As part of a strong Indian-American immigrant family, Nooyi was luckier than most: She had a vast network of relatives and friends able to pitch in and provide support.

However, drawing on her own experience—and after reflecting on the lessons learned from the pandemic—Nooyi argues that the world of work has to change. How: By retaining remote working, promoting flexible jobs, and an affordable infrastructure for care. She is clear that employers are going to struggle to get good employees unless they turn away from paternalism, control, and requiring presenteeism.

Dr. Martha Bird, Chief Business Anthropologist at HR systems firm ADP, writing in MITSloan Management Review, says employers need to take a broader view and think of organizations as fully hybrid ecosystems—not as entities fixed in location, time, and space.

“Future workspaces will need to be more flexible, less centralized, and more people-centric to both attract and retain the best talent while ensuring that these workers are energized and creative both when working remotely and in person [and] the time has come for more nuanced approaches to workplaces as ecosystems rather than discrete physical locations,” she explains. “We need to be asking ourselves and, more importantly, asking our employees what kinds of experiences benefit from what kinds of spaces.“

UK-based hospitality businesses are a great example of how organizations can show—not just tell—staff that they care:

“Over the past 18 months, restaurants have been reckoning with how they attract, retain and treat their staff,” reporter Ajesh Patalay writes in the Financial Times. “Morale and welfare have become key concerns. For teams returning from furlough, restaurants have been throwing parties as a means of rebuilding community and letting off steam [and] alongside perks such as massages, language classes, gym membership, toiletries and supplier trips, staff are increasingly getting access to a therapist and other mental health support, as part of a permanent roster of benefits.
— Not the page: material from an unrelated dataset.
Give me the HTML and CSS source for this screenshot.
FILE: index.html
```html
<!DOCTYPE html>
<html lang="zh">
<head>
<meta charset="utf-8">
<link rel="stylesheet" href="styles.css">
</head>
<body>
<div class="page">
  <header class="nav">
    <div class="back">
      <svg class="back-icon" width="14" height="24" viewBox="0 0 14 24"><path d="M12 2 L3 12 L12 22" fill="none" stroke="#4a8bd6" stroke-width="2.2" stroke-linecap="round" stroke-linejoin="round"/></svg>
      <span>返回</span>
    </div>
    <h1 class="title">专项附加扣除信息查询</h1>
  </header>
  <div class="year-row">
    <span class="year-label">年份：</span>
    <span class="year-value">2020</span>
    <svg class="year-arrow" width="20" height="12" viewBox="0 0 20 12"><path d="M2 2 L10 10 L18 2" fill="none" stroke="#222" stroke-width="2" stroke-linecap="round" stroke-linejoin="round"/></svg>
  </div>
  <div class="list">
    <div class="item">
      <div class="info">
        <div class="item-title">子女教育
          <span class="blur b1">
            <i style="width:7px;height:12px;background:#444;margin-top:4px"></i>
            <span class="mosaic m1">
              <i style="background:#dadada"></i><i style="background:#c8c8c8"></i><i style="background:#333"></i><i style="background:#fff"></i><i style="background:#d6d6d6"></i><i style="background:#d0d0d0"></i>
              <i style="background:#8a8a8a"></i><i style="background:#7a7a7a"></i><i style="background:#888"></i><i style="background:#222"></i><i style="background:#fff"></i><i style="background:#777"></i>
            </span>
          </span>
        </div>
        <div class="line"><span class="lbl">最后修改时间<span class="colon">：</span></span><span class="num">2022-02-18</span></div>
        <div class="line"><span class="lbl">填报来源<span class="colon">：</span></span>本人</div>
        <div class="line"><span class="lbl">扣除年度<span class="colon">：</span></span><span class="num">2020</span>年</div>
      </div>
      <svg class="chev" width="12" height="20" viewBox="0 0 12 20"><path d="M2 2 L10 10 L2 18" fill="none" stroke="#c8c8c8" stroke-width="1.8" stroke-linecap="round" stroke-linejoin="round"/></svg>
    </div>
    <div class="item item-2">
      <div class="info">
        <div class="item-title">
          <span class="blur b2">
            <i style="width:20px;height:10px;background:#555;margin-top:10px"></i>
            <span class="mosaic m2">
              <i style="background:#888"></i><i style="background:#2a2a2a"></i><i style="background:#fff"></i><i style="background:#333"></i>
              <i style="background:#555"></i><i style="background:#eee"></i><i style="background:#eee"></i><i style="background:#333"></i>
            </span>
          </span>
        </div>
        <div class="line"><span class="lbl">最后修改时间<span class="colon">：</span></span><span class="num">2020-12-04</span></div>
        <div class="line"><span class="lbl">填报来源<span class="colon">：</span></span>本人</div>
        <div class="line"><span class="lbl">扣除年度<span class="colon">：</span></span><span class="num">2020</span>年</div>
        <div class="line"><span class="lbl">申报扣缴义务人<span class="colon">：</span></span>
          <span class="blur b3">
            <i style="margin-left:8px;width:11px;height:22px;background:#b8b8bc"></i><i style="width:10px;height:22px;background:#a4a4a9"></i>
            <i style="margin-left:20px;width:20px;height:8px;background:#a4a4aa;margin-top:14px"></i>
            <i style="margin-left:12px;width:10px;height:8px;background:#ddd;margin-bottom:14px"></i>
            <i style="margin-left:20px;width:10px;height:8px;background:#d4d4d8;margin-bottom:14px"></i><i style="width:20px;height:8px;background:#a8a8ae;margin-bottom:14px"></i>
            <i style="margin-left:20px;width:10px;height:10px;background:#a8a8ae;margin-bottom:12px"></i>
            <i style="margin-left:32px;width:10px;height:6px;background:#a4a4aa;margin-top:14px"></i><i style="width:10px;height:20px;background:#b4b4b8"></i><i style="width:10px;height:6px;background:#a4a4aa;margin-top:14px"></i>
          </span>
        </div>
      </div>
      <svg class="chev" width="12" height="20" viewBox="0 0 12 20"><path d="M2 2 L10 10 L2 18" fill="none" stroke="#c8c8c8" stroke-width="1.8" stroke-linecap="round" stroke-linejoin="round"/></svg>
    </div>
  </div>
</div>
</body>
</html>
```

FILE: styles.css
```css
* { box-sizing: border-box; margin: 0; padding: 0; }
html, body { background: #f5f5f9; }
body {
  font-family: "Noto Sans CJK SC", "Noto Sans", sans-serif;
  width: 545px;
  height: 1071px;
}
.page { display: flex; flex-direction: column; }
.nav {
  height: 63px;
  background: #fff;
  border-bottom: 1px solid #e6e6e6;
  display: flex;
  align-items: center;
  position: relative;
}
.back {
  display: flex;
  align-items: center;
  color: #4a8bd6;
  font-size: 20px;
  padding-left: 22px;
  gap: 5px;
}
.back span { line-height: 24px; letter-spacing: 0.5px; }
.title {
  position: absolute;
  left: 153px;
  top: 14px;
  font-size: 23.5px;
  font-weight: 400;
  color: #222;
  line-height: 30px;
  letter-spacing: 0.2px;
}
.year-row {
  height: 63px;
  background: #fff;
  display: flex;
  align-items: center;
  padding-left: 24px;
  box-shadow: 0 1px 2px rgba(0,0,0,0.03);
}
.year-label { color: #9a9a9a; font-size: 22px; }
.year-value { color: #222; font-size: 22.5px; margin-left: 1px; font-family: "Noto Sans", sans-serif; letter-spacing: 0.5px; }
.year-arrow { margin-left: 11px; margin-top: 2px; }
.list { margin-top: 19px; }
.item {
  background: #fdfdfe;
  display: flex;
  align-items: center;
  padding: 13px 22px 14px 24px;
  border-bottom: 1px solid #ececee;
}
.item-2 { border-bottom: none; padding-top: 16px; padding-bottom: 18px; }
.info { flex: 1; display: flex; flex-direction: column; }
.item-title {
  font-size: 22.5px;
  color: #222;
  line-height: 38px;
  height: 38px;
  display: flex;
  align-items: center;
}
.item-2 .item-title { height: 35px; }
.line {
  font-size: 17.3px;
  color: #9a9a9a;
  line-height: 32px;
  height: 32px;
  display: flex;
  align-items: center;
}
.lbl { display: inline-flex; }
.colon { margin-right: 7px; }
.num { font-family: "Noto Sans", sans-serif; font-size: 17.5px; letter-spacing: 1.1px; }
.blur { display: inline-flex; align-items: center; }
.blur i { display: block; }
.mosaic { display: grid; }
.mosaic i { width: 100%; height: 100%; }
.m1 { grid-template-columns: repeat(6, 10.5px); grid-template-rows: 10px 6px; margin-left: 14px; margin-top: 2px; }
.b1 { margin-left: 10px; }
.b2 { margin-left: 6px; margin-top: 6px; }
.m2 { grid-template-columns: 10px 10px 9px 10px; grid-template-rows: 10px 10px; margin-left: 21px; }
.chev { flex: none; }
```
Cultural shifts are happening with well-being in mind.”

Everyone’s mental health took a hit during the pandemic.

The isolation, fear of contracting COVID, grief, anxiety, and financial insecurity exposed existing fault lines when it comes to how we work.

But The Great Resignation has given us all a chance to course correct, cultivate wellness-first company cultures, and transform into workplaces that are proud to talk about how to put mental health first.